Because media is concentrated in New York, highly paid and experienced journalists likely bring that average up. I wanted to compare myself to my peers, internally and externally, so I started telling financial journalist friends over happy hour exactly how much I made. If they wanted to tell me, I wrote down their number, outlet, and experience on an iPhone note and showed them the note with others' information.

Eventually, I collected so many numbers that I created a spreadsheet. That data convinced me that my team at the time was significantly underpaid, but based on my past attempts at negotiating, I felt little hope of changing my salary. When another company - Business Insider - recruited me, I jumped at the chance to do something new and to use these salary numbers to my advantage.

Meghan salary note

Meghan Morris // Business Insider

First version of what became the salary spreadsheet.

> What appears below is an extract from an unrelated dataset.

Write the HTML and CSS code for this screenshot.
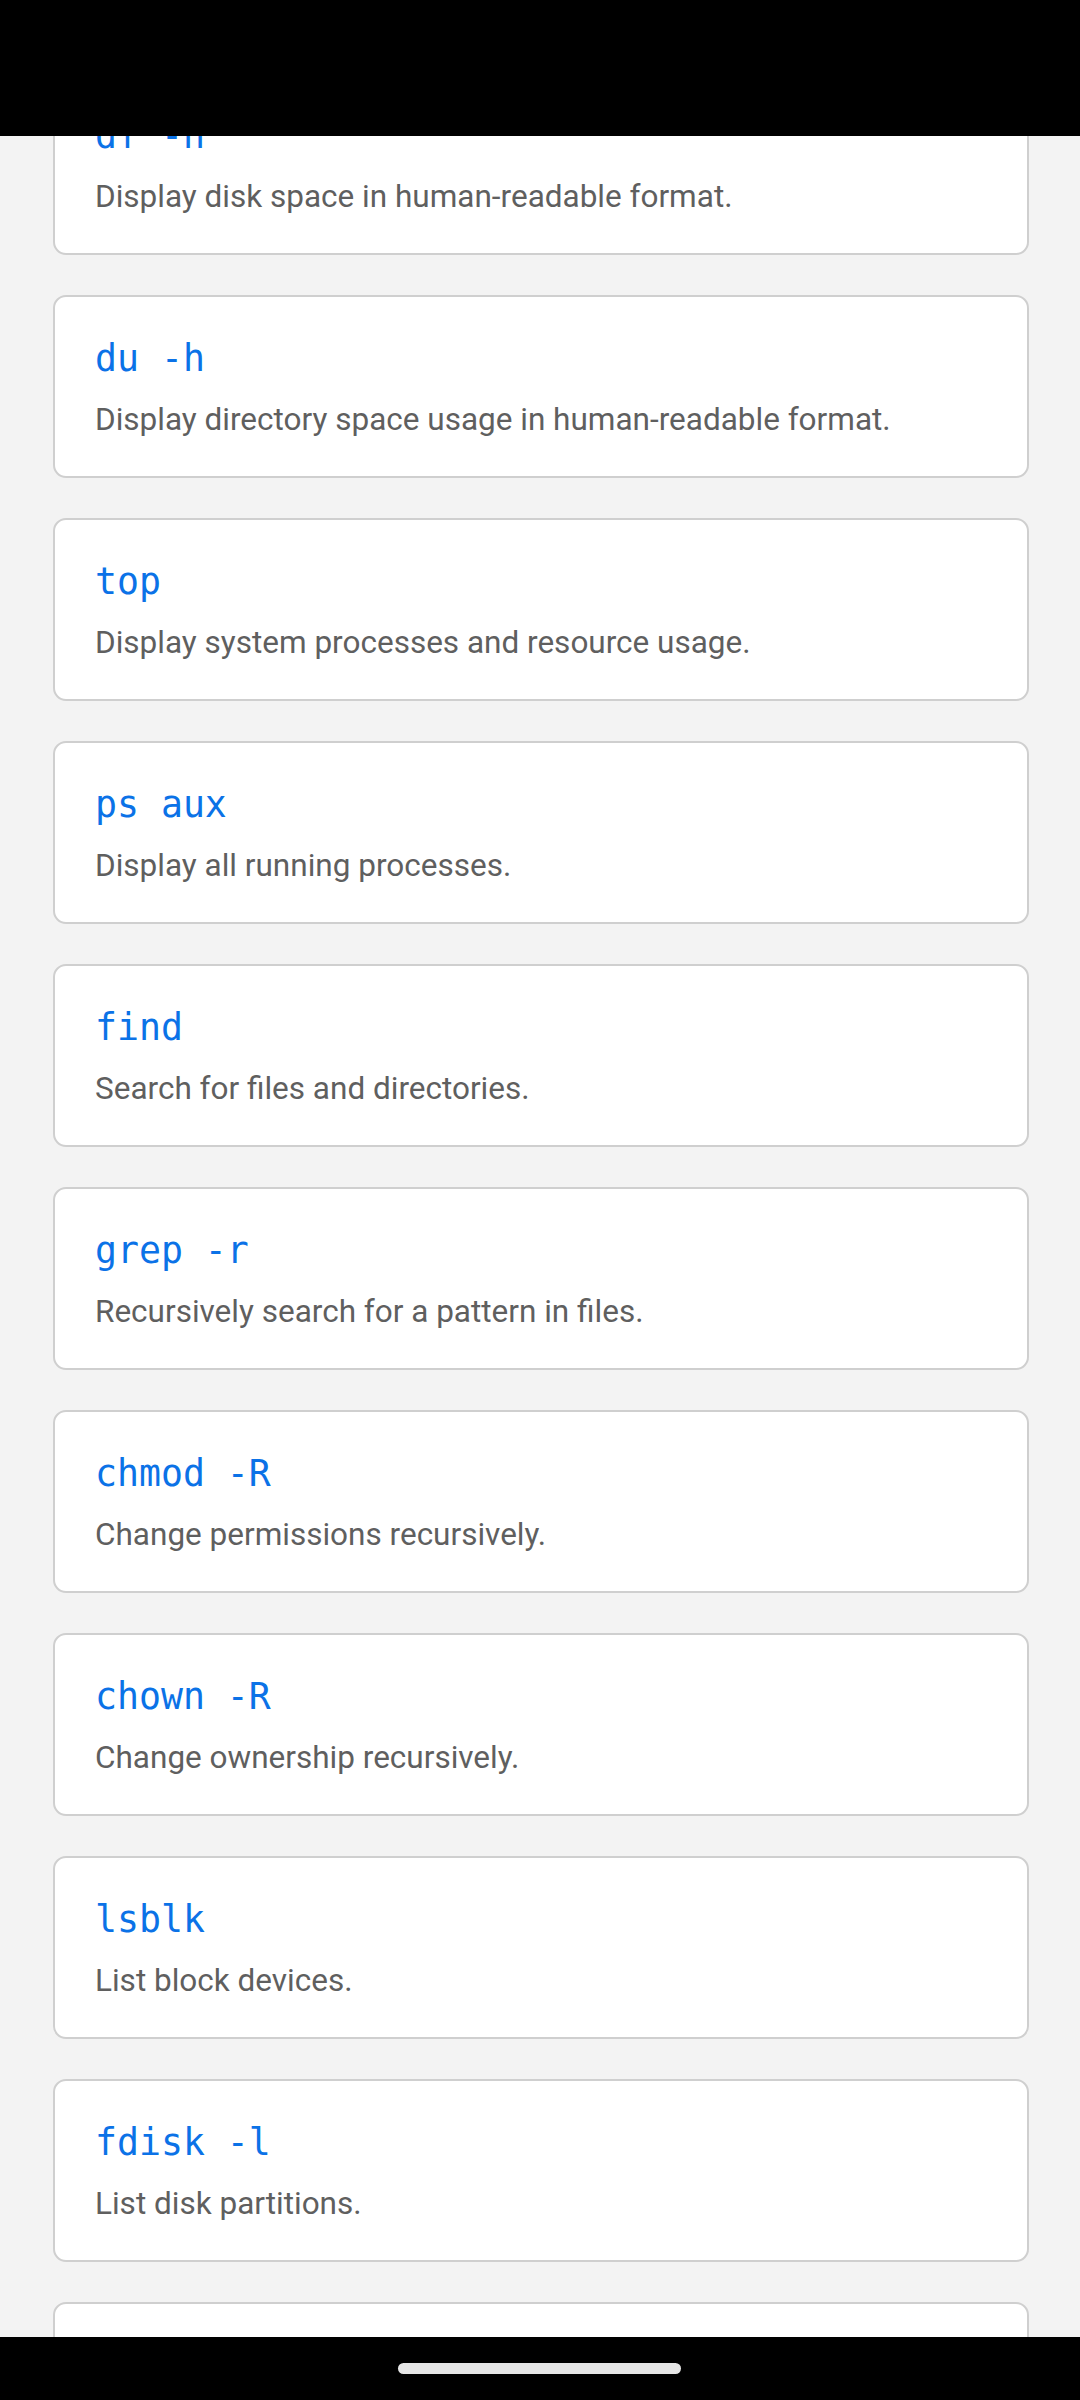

When I accepted my first job, I had no idea how much the typical entry-level salary was. A few professors put out feelers for me, since I was still in school, but I had no anchor besides Glassdoor salaries. But when I was recruited away from that job, I could look at how reporters at Business Insider and comparable publications with my level of experience were paid on my spreadsheet. I felt confident asking for a specific salary, which I received.

Advertisement

Since then, the salary spreadsheet has snowballed into a comprehensive list of dozens of companies and nearly 200 salaries. It's spreading largely thanks to networks of women journalists who keep each other abreast of which companies are hiring, which journalists and public relations people are creepy, and which voice recorders work for years.

I still keep the spreadsheet private - journalists hear about it and direct message me for access - to control the spread of information. That works well for my industry: Reporters are hyper-connected through social media and move jobs frequently, so word spreads quickly. Journalists agree that if they view the document, they'll share their own number(s). It's worked so well that multiple journalists have told me it's helped them negotiate or realize they need to leave to make more money. Research backs up the benefits of sharing numbers: A 2013 University of California, Berkeley, study found more transparency led to higher productivity, a good outcome for employers as well as employees.

And the spreadsheet has led a few friends to identify discrepancies based on gender at their companies, something I don't see - at least at my level - at my current employer. Others have made similar attempts: BuzzFeed collected nearly 900 journalist salaries in 2014 to track if there was a gender pay gap. The outlet found that entry-level salaries were nearly the same between men and women, but the pay gap widened at more senior levels.

At my last company, some older colleagues were shocked or discomforted by the idea of freely sharing salary information. My own experience, as well as seeing similar approaches take off elsewhere, shows that such transparency is the future of work, not a project confined to a handful of disgruntled millennials.

Now I'm looking to do more than just share numbers. Other journalists asked for descriptions of companies' benefits and if they sponsor international workers, so I added those to the spreadsheet. I don't expect one Google Doc to correct wage gaps entirely, but I hope that arming colleagues, friends, and strangers with data allows them to bring more perspective to the negotiating table.